Once you've mastered the basics, you can explore more advanced techniques to improve your list crawler:

  • Pagination: Many websites split their content across multiple pages. Implement pagination in your scraper to automatically navigate through all the pages and collect all the data.
  • Proxies: Use proxies to rotate your IP address and avoid getting blocked by websites. There are many free and paid proxy services available.
  • Headless Browsers: For websites that rely heavily on JavaScript, you may need to use a headless browser like Puppeteer or Playwright to render the page before scraping it. These tools allow you to control a browser programmatically and scrape the rendered HTML.
  • Data Storage: Instead of just printing the scraped data to the console, store it in a database or a file.

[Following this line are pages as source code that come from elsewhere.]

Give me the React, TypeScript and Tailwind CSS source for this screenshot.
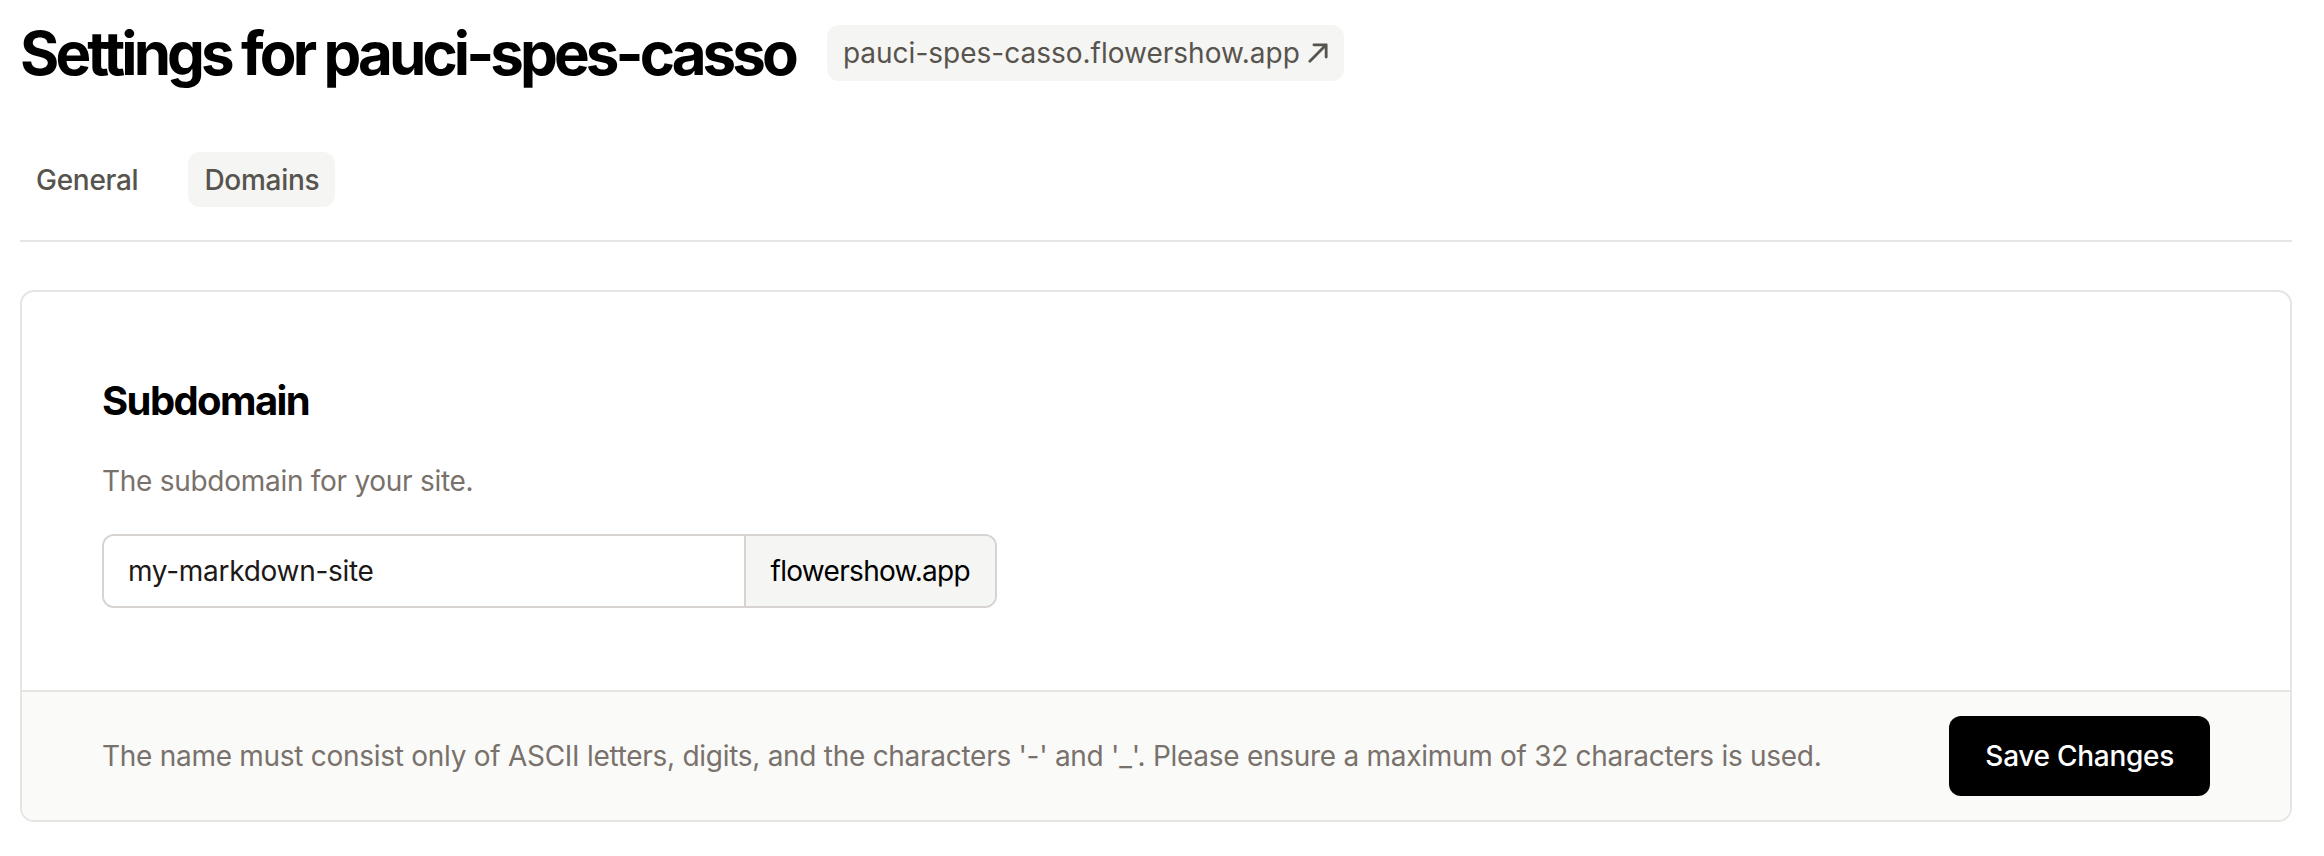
const tabs = [
  { label: "General", active: false },
  { label: "Domains", active: true },
];

function ArrowUpRight() {
  return (
    <svg viewBox="0 0 24 24" className="h-[28px] w-[28px]" fill="none" stroke="currentColor" strokeWidth={2.4}>
      <path strokeLinecap="round" strokeLinejoin="round" d="M5 19 19 5m0 0H8.5M19 5v10.5" />
    </svg>
  );
}

export default function App() {
  return (
    <div className="min-h-screen bg-white pl-[20px] pr-[32px] pt-[17px] font-['Inter',sans-serif] text-stone-900">
      <header className="flex items-center gap-[32px]">
        <h1 className="font-['Inter',sans-serif] text-[60px] font-bold leading-[72px] tracking-[-0.065em] text-black">
          Settings for pauci-spes-casso
        </h1>
        <a
          href="#"
          className="flex h-[56px] items-center gap-[4px] rounded-[12px] bg-stone-100 pl-[16px] pr-[12px] text-[28px] leading-[40px] text-stone-600"
        >
          pauci-spes-casso.flowershow.app
          <ArrowUpRight />
        </a>
      </header>

      <nav className="mt-[63px] flex gap-[34px] border-b-2 border-stone-200 pb-[33px]">
        {tabs.map((t) => (
          <button
            key={t.label}
            className={`h-[55px] rounded-[12px] px-[16px] text-[28px] font-medium leading-[40px] tracking-[-0.01em] text-stone-600 ${
              t.active ? "bg-stone-100" : ""
            }`}
          >
            {t.label}
          </button>
        ))}
      </nav>

      <section className="mt-[48px] overflow-hidden rounded-[14px] border-2 border-stone-200">
        <div className="px-[80px] pb-[82px] pt-[81px]">
          <h2 className="font-['Inter',sans-serif] text-[40px] font-bold leading-[56px] tracking-[-0.04em] text-black">
            Subdomain
          </h2>
          <p className="mt-[32px] text-[28px] leading-[40px] tracking-[-0.01em] text-stone-500">
            The subdomain for your site.
          </p>
          <div className="mt-[33px] flex h-[74px] w-[895px] overflow-hidden rounded-[12px] border-2 border-stone-300">
            <input
              defaultValue="my-markdown-site"
              className="min-w-0 flex-1 bg-white px-[24px] text-[28px] tracking-[-0.01em] text-stone-900 outline-none"
            />
            <span className="flex items-center border-l-2 border-stone-300 bg-stone-100 px-[25px] text-[28px] tracking-[-0.025em] text-black">
              flowershow.app
            </span>
          </div>
        </div>
        <div className="flex items-center justify-between border-t-2 border-stone-200 bg-stone-50 px-[80px] py-[24px]">
          <p className="text-[28px] leading-[40px] tracking-[-0.01em] text-stone-500">
            The name must consist only of ASCII letters, digits, and the characters '-' and '_'. Please ensure a
            maximum of 32 characters is used.
          </p>
          <button className="h-[80px] rounded-[12px] bg-black px-[36px] text-[28px] font-medium tracking-[-0.01em] text-white">
            Save Changes
          </button>
        </div>
      </section>
    </div>
  );
}
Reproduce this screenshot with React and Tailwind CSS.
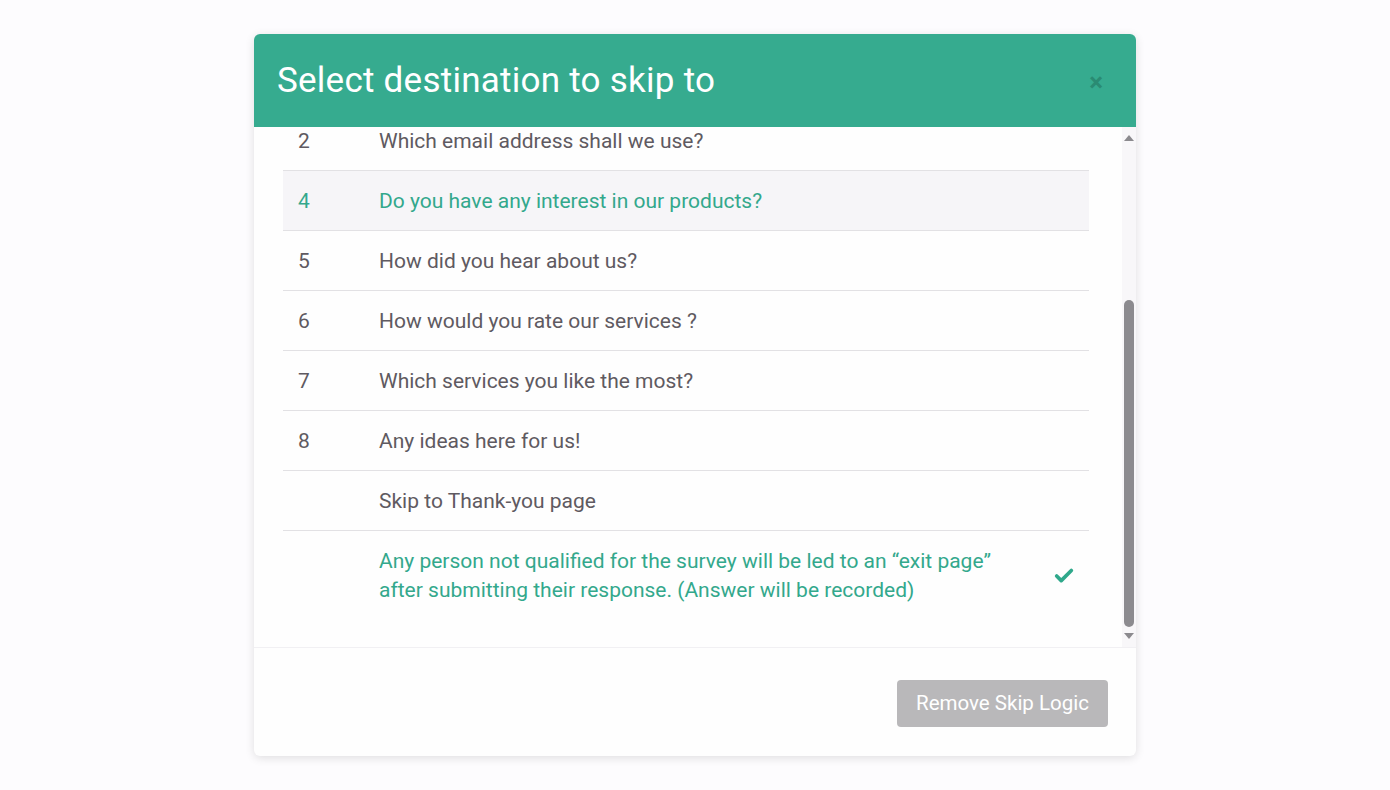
import { Check } from 'lucide-react';

const rows = [
    { num: '2', text: 'Which email address shall we use?' },
    { num: '4', text: 'Do you have any interest in our products?', active: true },
    { num: '5', text: 'How did you hear about us?' },
    { num: '6', text: 'How would you rate our services ?' },
    { num: '7', text: 'Which services you like the most?' },
    { num: '8', text: 'Any ideas here for us!' },
    { num: '', text: 'Skip to Thank-you page' },
];

const SkipModal = () => {
    return (
        <div className="min-h-screen bg-[#fdfcfe] flex justify-center pt-[34px] font-['Roboto',sans-serif]">
            <div className="w-[882px] h-[722px] rounded-md bg-[#fefefe] shadow-[0_2px_10px_rgba(0,0,0,0.12)] overflow-hidden flex flex-col">
                {/* header */}
                <div className="h-[93px] shrink-0 bg-[#36ab8f] flex items-center justify-between pl-[23px] pr-[33px] pt-[2px]">
                    <h1 className="text-[35px] text-white font-normal tracking-[0.25px]">Select destination to skip to</h1>
                    <button className="text-[#2a8b73] text-[26px] font-bold leading-none">×</button>
                </div>

                {/* list + scrollbar */}
                <div className="h-[521px] shrink-0 flex border-b border-[#f1f0f3]">
                    <div className="flex-1 overflow-hidden pl-[29px]">
                        <div className="w-[806px] mt-[-16px]">
                            {rows.map((row, i) => (
                                <div
                                    key={i}
                                    className={`h-[60px] flex items-center pt-[2px] border-b border-[#e2e1e4] text-[21px] ${row.active ? 'bg-[#f6f5f8] text-[#33a88c]' : 'text-[#5f5a61]'}`}
                                >
                                    <span className="w-[96px] pl-[15px] shrink-0">{row.num}</span>
                                    <span>{row.text}</span>
                                </div>
                            ))}
                            <div className="flex items-center pt-[16px] pb-[14px] text-[21px] text-[#33a88c]">
                                <span className="w-[96px] shrink-0"></span>
                                <p className="leading-[29px] flex-1">
                                    Any person not qualified for the survey will be led to an “exit page”<br />
                                    after submitting their response. (Answer will be recorded)
                                </p>
                                <Check className="w-[22px] h-[22px] text-[#2fa88b] mr-[14px]" strokeWidth={4} />
                            </div>
                        </div>
                    </div>
                    <div className="w-[14px] shrink-0 bg-[#f8f7f9] flex flex-col items-center pt-[8px] pb-[8px]">
                        <div className="w-0 h-0 border-l-[5px] border-r-[5px] border-b-[6px] border-l-transparent border-r-transparent border-b-[#8b8a8e]"></div>
                        <div className="flex-1 w-full flex flex-col pt-[159px] pb-[6px]">
                            <div className="w-[10px] mx-auto flex-1 rounded-full bg-[#8c8b8f]"></div>
                        </div>
                        <div className="w-0 h-0 border-l-[5px] border-r-[5px] border-t-[6px] border-l-transparent border-r-transparent border-t-[#8b8a8e]"></div>
                    </div>
                </div>

                {/* footer */}
                <div className="flex-1 flex items-center justify-end pr-[28px] pt-[2px]">
                    <button className="h-[47px] w-[211px] rounded bg-[#b9b8ba] text-white text-[20.5px]">Remove Skip Logic</button>
                </div>
            </div>
        </div>
    );
};

export default function App() {
    return <SkipModal />;
}
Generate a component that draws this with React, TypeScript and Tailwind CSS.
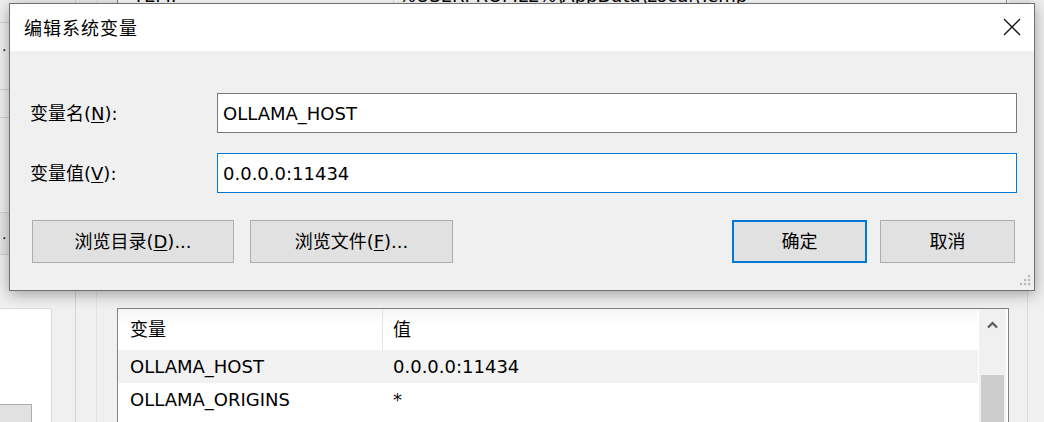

This will allow you to analyze and process the data later.

Conclusion

Building a list crawler with TypeScript is a great way to automate data extraction from websites. With TypeScript's strong typing and the power of Axios and Cheerio, you can create robust and reliable scrapers that can handle even the most complex websites. Remember to always respect website rules and implement best practices to ensure your scraper is ethical and sustainable. Happy scraping!